- Salakos Location within Greece
- Coordinates: 36°17′N 27°56′E﻿ / ﻿36.28°N 27.93°E
- Country: Greece
- Administrative region: South Aegean
- Regional unit: Rhodes
- Municipality: Rhodes
- Municipal unit: Kameiros

Population (2021)
- • Community: 508
- Time zone: UTC+2 (EET)
- • Summer (DST): UTC+3 (EEST)

= Salakos =

Salakos (Greek: Σάλακος) is a village of 500 people on the west side of Rhodes Island. It is 40 km from the capital Rhodes town and 7 km from the North West coast. The village is located on the hills of Mount Prophitis Ilias. Inhabitants are mainly employed in farming, livestock rearing and tourism.

The village is located next to a natural spring named Nimfi (Nymph), for the mythological deity who protected springs and running water. There is one tourist hotel and other local accommodation, and several tavernas. The village is famous for its walnuts, numerous sightseeing walks, and its stone-paved and shady square, with fresh spring running water and ficus trees (Rhodian ficus/retusa nitida, planted March 3, 1951). There was also a flourishing chair-making industry but this has now diminished.

In 1422, the large rural area (casale) of Salakos was granted in fief to Antonio of the Genoese Cattaneo family.
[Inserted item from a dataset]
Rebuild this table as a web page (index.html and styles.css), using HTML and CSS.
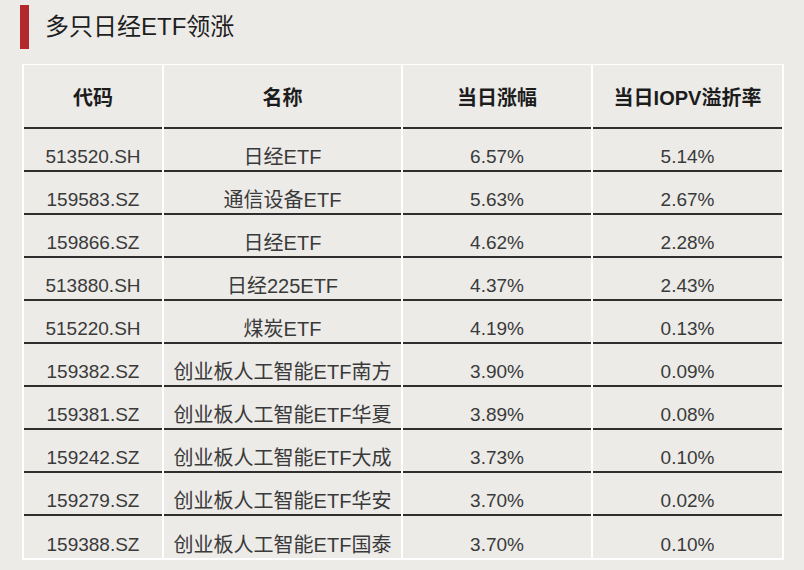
FILE: index.html
```html
<!DOCTYPE html>
<html lang="zh-CN">
<head>
<meta charset="utf-8">
<title>多只日经ETF领涨</title>
<link rel="stylesheet" href="styles.css">
</head>
<body>
<div class="page">
  <div class="title">
    <span class="title-bar"></span>
    <h1 class="title-text">多只日经ETF领涨</h1>
  </div>
  <table class="etf">
    <colgroup>
      <col class="c1"><col class="c2"><col class="c3"><col class="c4">
    </colgroup>
    <thead>
      <tr><th>代码</th><th>名称</th><th>当日涨幅</th><th>当日IOPV溢折率</th></tr>
    </thead>
    <tbody>
      <tr><td>513520.SH</td><td class="name">日经ETF</td><td>6.57%</td><td>5.14%</td></tr>
      <tr><td>159583.SZ</td><td class="name">通信设备ETF</td><td>5.63%</td><td>2.67%</td></tr>
      <tr><td>159866.SZ</td><td class="name">日经ETF</td><td>4.62%</td><td>2.28%</td></tr>
      <tr><td>513880.SH</td><td class="name">日经225ETF</td><td>4.37%</td><td>2.43%</td></tr>
      <tr><td>515220.SH</td><td class="name">煤炭ETF</td><td>4.19%</td><td>0.13%</td></tr>
      <tr><td>159382.SZ</td><td class="name">创业板人工智能ETF南方</td><td>3.90%</td><td>0.09%</td></tr>
      <tr><td>159381.SZ</td><td class="name">创业板人工智能ETF华夏</td><td>3.89%</td><td>0.08%</td></tr>
      <tr><td>159242.SZ</td><td class="name">创业板人工智能ETF大成</td><td>3.73%</td><td>0.10%</td></tr>
      <tr><td>159279.SZ</td><td class="name">创业板人工智能ETF华安</td><td>3.70%</td><td>0.02%</td></tr>
      <tr class="last"><td>159388.SZ</td><td class="name">创业板人工智能ETF国泰</td><td>3.70%</td><td>0.10%</td></tr>
    </tbody>
  </table>
</div>
</body>
</html>
```

FILE: styles.css
```css
html, body {
  margin: 0;
  padding: 0;
  background: #ecebe8;
}
body {
  width: 804px;
  height: 570px;
  overflow: hidden;
  font-family: "Liberation Sans", "Noto Sans CJK SC", sans-serif;
}
.page {
  padding: 5px 0 0 20px;
}
.title {
  display: flex;
  align-items: center;
  height: 44px;
}
.title-bar {
  width: 9px;
  height: 44px;
  background: #b3282b;
  flex: none;
}
.title-text {
  margin: 0 0 0 16px;
  font-size: 24px;
  font-weight: normal;
  color: #1e1e1e;
  line-height: 44px;
}
.etf {
  margin: 15px 0 0 2px;
  width: 762px;
  table-layout: fixed;
  border-collapse: separate;
  border-spacing: 2px 0;
  background: #ffffff;
  border-top: 1px solid #ffffff;
  border-bottom: 2px solid #ffffff;
}
.c1 { width: 138px; }
.c2 { width: 237px; }
.c3 { width: 188px; }
.c4 { width: 189px; }
.etf th, .etf td {
  background: #ecebe8;
  text-align: center;
  padding: 0;
}
.etf th {
  height: 62px;
  font-size: 20px;
  font-weight: bold;
  color: #1c1c1c;
  border-bottom: 2px solid #2e2e2e;
  vertical-align: middle;
}
.etf td {
  height: 40px;
  box-sizing: content-box;
  font-size: 19px;
  color: #3a3a3a;
  border-bottom: 2px solid #2e2e2e;
  vertical-align: bottom;
  line-height: 24px;
  padding-bottom: 1px;
}
.etf td.name {
  font-size: 20px;
}
.etf tr.last td {
  border-bottom: none;
  height: 41px;
}
```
The village was involved in the Easter 1919 protests against Italian occupation of the Dodecanese, when the schoolmistress was arrested as she led her pupils out of the central church singing the Greek National Anthem. The mayor intervened and she was at once released, but her pupils continued singing nationalist songs prompting the Italian garrison commander to draw his sidearm, whereupon the townsfolk rushed him. The situation was defused when the mayor persuaded the crowd to return the gun, and in reprisal some prominent locals were imprisoned.

On the wall of the Italian-era police station and library there is a plaque acknowledging the food and aid provided by the Red Cross to local inhabitants in 1945. Below the village is the natural mineral water bottling plant of NYMFI AE, an important local employer.

== Monuments and Antiquities ==

Halfway through the village, past the new platea, on the right-hand side, are the remains of the village flour mill, a stone construction powered in its time by both animals and water; a short stretch of the aqueduct can still be seen attached to the rear of the squat mill tower. The platea itself is not the original, which was further within the village and had the traditional kafenion, now closed. The Italians designed and located the new platea, with its trees and ornate stone fountain, during their occupation of the island.

There are the sparse remains (walling) of a minor fortification of the Order of the Knights of St. John (late 15th/early 16th century AD) near the platea; stones from this were used to build a small one-room mosque during Ottoman/Turkish rule, one of only very few remains of such architecture on the island, and in very poor repair, it was in use until the 1950s. East of the village are the outlines of a demolished early Christian basilica, marked on maps as Παλαιοχριστιανική βασιλική. It has been suggested that it was dedicated to Agia Marina, but there is no archaeological evidence for this. The large central village church of the Dormition, although modern looking, has 14th-century origins; of the old frescoes, just the face of a single saint is preserved in the north aisle.

The small village oil/wine press in the castle area has recently been restored; it contains a 19th-century manual iron screw press made by Victor Coq – ‘machines agricoles et viticoles’ of Aix-en-Provence, France.

== Flora and Fauna ==

The rare tree Liquidambar orientalis is recorded in the Nymfi stream valley.

== Noteworthy Personalities and Residents ==

Teacher and man-of-letters, Fotis Varelis (1911-2012) was born here. There is a memorial to him at the ancient Nimfi Springs above the village.

Historian Christódoulos Papachristodoúlou (1899-1988) was born and raised in properties around the old castle and there is a commemorative plaque near a huge plane tree.